Reflecting on numerous encounters and conversations during the recent St. Mark’s multi-narrative pilgrimage to Israel and Palestine, I was reminded of discussions I had with two admired mentors while living in Jerusalem in the years after the 1993/1995 Oslo Accords. Both Dr. Reuven Gal, an Israeli psychiatrist, and Dr. Martin Marty, an American church historian, shared variations of a Jungian trauma-healing triangle.

Syrian refugee children

Post-Traumatic Stress (PTS) continues to affect Israeli and Palestinian perspectives. This is essential to the understanding of the dangerous interior psyche, which perpetuates the cycle of violence in Israel and Palestine.

One side of the triangle, labeled “anger,” was understandably rooted in the Holocaust for Jews and the Nakba expulsion for Arabs. The other side, “fear,” was rooted in anxiety about the possibility of historical trauma events happening again. At the base was “ignorance,” which leads to a xenophobia that rationalizes hostile, even murderous, treatment of the other.

Oppressive cruelty is thus imposed even on women and children. Dr. Gal grieved over the fact that many Israeli soldiers suffered PTS for what they did to others rather than what was done to them.  Dr. Marty illustrated colonization’s residual effect from the crimes against aboriginal peoples, including in the United States, Canada, and the British Empire. He warned that Israel was on a dangerous–even suicidal–course. 
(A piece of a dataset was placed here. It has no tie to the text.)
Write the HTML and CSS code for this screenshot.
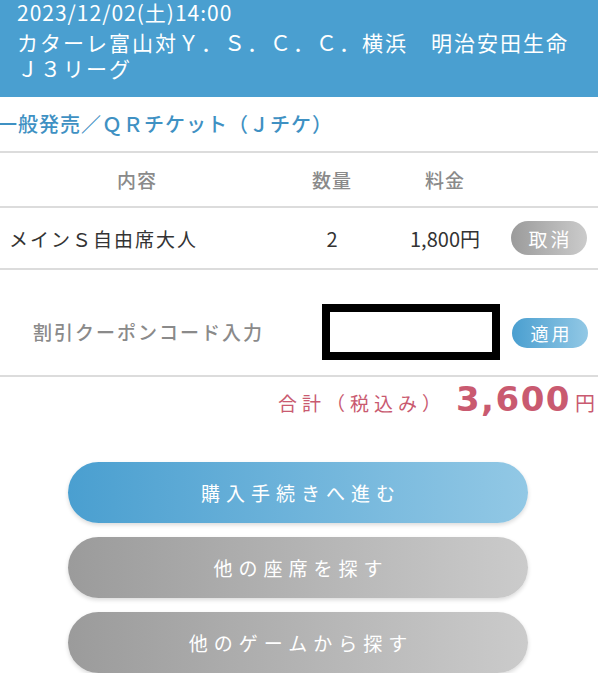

This collective reality came crashing home while 11 of us from DC were on the pilgrimage in the Holy Land with 17 others from four countries and five U.S. states. We observed a pattern of unequal justice.  The Israeli army and police treated Palestinians harshly with beatings and detention, sometimes even when they appeared to be innocent. At the same time, Israeli settlers were protected while often their aggression towards their Palestinian neighbors was ignored.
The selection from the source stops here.